Oliver Glasner calls Palace truce with Parish: ‘We stick together, we work hard’

3 days ago 16

Oliver Glasner was about 54 minutes into his latest press conference when he laid out the plan for how his truce with the Crystal Palace chair, Steve Parish, could work after they ate together this week.

“Steve and I left our dinner, and really both with a big smile we said: ‘Hey, we achieved so much all together here in the last 22 months. We don’t want and we don’t accept that this ends like the last three, four, five weeks have been. We don’t accept it.’ So we stick together, we work hard all together to get an ending this season that it deserves.

“And this was the commitment we had. And that’s what I told the players, and I really shared some insights. This is why we all now have a really good feeling, with the players coming back, that we will get this turnaround and get on a positive track.”

It was easy to be convinced, although after a fortnight in which the Austrian confirmed he would depart at the end of the season when his contract expires and Palace’s winless run stretched to 10 matches after defeat at Sunderland last weekend it must be remembered that things are never straightforward in this part of south London.

As usual, Glasner was engaging company as he articulated the reasons behind his outburst in his previous press conference, when he accused Parish of abandoning him and the rest of the squad that won the FA Cup eight months ago by selling the captain Marc Guéhi to Manchester City 24 hours before the game at the Stadium of Light. But Glasner insisted he had no regrets about speaking his mind so publicly, even if it may have put off any potential suitors such as Manchester United or Tottenham.

“No, I don’t think so, but that’s Oliver Glasner,” he said. “I want to be Oliver Glasner where I am. This is the most important thing. I want that I’m accepted how I am. If somebody says: ‘I don’t like this emotional guy,’ then it’s better not to sign because I think I can’t change. I’m always working to develop, but I won’t completely change.”

For Parish, who is believed to have considered sacking Glasner after the Sunderland game before sticking with him mainly owing to a lack of alternatives, that is a reality he has got used to since he replaced Roy Hodgson with the manager who led Eintracht Frankfurt to the Europa League in 2022. It is no coincidence that a similar clash with the Eintracht board over transfers led to Glasner’s departure from the club he guided to the knockout stages of the Champions League, and that his spell at Wolfsburg ended after its second season after he accused the sporting director of failing to keep promises over signings.

Crystal Palace’s Brennan Johnson (right) and Aston Villa’s Youri Tielemans battle for the ball at Selhurst Park
The signing of Brennan Johnson for a club-record £35m was a sign of Palace’s intent for January.
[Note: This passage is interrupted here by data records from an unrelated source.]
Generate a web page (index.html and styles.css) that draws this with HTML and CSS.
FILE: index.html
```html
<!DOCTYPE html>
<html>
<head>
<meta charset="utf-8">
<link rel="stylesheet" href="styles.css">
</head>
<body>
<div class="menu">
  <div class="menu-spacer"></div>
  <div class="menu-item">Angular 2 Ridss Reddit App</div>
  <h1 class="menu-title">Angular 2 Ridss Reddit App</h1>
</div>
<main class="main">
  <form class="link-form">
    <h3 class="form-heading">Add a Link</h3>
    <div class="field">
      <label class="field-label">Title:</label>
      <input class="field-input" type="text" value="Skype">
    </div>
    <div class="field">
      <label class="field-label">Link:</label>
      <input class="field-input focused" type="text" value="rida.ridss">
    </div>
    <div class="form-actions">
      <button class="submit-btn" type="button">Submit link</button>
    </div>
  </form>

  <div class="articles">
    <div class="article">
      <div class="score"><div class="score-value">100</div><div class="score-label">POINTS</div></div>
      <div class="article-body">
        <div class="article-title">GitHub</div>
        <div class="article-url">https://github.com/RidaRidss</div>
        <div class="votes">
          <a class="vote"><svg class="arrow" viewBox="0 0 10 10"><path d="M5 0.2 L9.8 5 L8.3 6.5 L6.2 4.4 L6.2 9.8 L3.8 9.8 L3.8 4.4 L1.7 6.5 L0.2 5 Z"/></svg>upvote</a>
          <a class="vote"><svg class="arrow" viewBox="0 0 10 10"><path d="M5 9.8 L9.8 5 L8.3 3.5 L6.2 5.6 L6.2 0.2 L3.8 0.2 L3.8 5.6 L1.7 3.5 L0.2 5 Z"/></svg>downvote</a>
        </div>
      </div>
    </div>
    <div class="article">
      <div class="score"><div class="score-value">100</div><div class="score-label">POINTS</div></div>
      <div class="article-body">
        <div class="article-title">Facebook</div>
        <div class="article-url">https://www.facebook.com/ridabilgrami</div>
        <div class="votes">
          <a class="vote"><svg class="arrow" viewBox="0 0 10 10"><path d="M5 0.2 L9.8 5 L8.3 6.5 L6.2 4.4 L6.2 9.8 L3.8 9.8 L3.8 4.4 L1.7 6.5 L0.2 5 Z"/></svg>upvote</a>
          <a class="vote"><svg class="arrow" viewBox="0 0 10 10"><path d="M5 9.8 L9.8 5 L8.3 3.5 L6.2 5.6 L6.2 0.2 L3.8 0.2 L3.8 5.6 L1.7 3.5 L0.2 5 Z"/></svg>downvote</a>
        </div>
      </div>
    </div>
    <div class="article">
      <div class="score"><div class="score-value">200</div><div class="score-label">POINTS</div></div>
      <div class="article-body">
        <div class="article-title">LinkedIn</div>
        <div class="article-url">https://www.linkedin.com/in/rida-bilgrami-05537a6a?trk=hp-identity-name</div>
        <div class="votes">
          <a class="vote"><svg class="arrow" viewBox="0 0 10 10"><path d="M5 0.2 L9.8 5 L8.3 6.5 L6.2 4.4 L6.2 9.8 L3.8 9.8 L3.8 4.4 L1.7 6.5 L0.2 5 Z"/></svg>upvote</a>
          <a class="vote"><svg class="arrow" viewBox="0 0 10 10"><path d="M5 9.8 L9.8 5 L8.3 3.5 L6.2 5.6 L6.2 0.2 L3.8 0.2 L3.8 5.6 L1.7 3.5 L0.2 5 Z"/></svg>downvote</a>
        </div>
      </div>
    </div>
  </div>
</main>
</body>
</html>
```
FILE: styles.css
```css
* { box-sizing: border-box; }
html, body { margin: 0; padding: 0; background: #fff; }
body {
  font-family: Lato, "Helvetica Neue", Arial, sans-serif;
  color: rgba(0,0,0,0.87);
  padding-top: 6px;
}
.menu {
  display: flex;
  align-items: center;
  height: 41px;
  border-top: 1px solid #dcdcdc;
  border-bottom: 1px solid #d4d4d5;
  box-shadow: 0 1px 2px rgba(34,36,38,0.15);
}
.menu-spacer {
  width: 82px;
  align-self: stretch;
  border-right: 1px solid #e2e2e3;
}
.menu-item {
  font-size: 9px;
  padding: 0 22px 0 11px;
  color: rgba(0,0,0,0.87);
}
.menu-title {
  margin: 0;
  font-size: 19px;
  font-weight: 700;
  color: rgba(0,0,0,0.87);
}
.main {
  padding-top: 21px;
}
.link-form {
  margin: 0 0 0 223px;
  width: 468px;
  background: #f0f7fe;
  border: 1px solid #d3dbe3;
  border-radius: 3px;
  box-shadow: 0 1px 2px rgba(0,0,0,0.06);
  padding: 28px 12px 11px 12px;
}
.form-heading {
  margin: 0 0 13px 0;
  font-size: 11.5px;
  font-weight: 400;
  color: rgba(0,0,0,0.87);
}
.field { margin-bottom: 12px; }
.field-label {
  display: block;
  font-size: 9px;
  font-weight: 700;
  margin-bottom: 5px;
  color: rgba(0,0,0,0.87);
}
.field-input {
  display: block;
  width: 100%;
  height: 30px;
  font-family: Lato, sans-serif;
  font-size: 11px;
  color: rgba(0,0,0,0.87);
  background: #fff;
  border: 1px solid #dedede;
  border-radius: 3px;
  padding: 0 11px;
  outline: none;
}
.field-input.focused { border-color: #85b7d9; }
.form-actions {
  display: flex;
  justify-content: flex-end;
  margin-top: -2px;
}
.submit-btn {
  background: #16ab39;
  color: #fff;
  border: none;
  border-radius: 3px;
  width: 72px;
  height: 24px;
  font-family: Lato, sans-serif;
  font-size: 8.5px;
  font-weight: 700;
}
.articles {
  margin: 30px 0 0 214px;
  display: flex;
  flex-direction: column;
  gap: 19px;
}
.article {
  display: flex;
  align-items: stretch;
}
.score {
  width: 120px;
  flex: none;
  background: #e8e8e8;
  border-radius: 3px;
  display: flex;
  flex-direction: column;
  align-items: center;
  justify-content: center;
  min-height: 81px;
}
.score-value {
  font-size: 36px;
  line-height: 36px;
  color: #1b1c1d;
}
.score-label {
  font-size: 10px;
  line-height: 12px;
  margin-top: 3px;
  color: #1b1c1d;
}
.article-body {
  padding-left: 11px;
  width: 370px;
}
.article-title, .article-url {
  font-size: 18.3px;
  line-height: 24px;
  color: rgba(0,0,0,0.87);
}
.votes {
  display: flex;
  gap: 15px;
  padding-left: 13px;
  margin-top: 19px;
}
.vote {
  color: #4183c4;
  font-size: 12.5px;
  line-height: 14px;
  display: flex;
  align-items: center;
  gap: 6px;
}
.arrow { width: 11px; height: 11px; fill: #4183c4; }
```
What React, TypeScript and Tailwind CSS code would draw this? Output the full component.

Photograph: Jordan Pettitt/PA

The rapprochement with Parish means Glasner is on course to pass the 100-game mark with a club for the first time since his four seasons with Lask in Austria. With doubts over Jean-Philippe Mateta’s immediate future and a desperate need to sign an experienced replacement for Guéhi even with the return of Chadi Riad from a long-term knee injury, the problems will not go away just because Daniel Muñoz and Ismaïla Sarr are back from injury and the Africa Cup of Nations respectively.

Glasner revealed he had agreed with the board last February that Guéhi would be sold after Palace rejected offers worth up to £70m from Newcastle and Tottenham for the England defender. The sudden departure of the sporting director Dougie Freedman the following month after the former Scotland forward is understood to have become frustrated at the lack of funds made available in the January window left Palace’s search for Guéhi’s replacement and other transfer plans in limbo as they entered the summer. Matt Hobbs, the former Wolves sporting director, was eventually appointed to replace Freedman but Glasner was not happy that most of the £67.5m fee received for Eberechi Eze from Arsenal was not reinvested in his squad as the club prepared to compete in Europe for the first time.

The arrival of Brennan Johnson from Spurs for a club-record £35m was a sign of Palace’s intent for January, and the returns of Muñoz and Sarr for Sunday’s game at home to Chelsea will give the squad a much-needed boost. Daichi Kamada and Eddie Nketiah are expected back in the next couple of weeks.

“I tell the Palace fans: ‘Stay calm, trust in the people in the club, they’re doing their best,’ and that’s what we always say when I talk to the chairman,” Glasner said. “The good thing is we all want the same for Crystal Palace, and that’s why I reacted in that way, because I still want the best for Crystal Palace.

“I’m not the guy who says: ‘I don’t care what happens here, in four months I will go back to Austria and whatever.’ No, I can’t be like this and I think this is part of why I’m successful as a person and as a manager. Because for me, spending 60, 70, 80 hours a week away from my family, this must be more than a job. And it is more than a job for me.”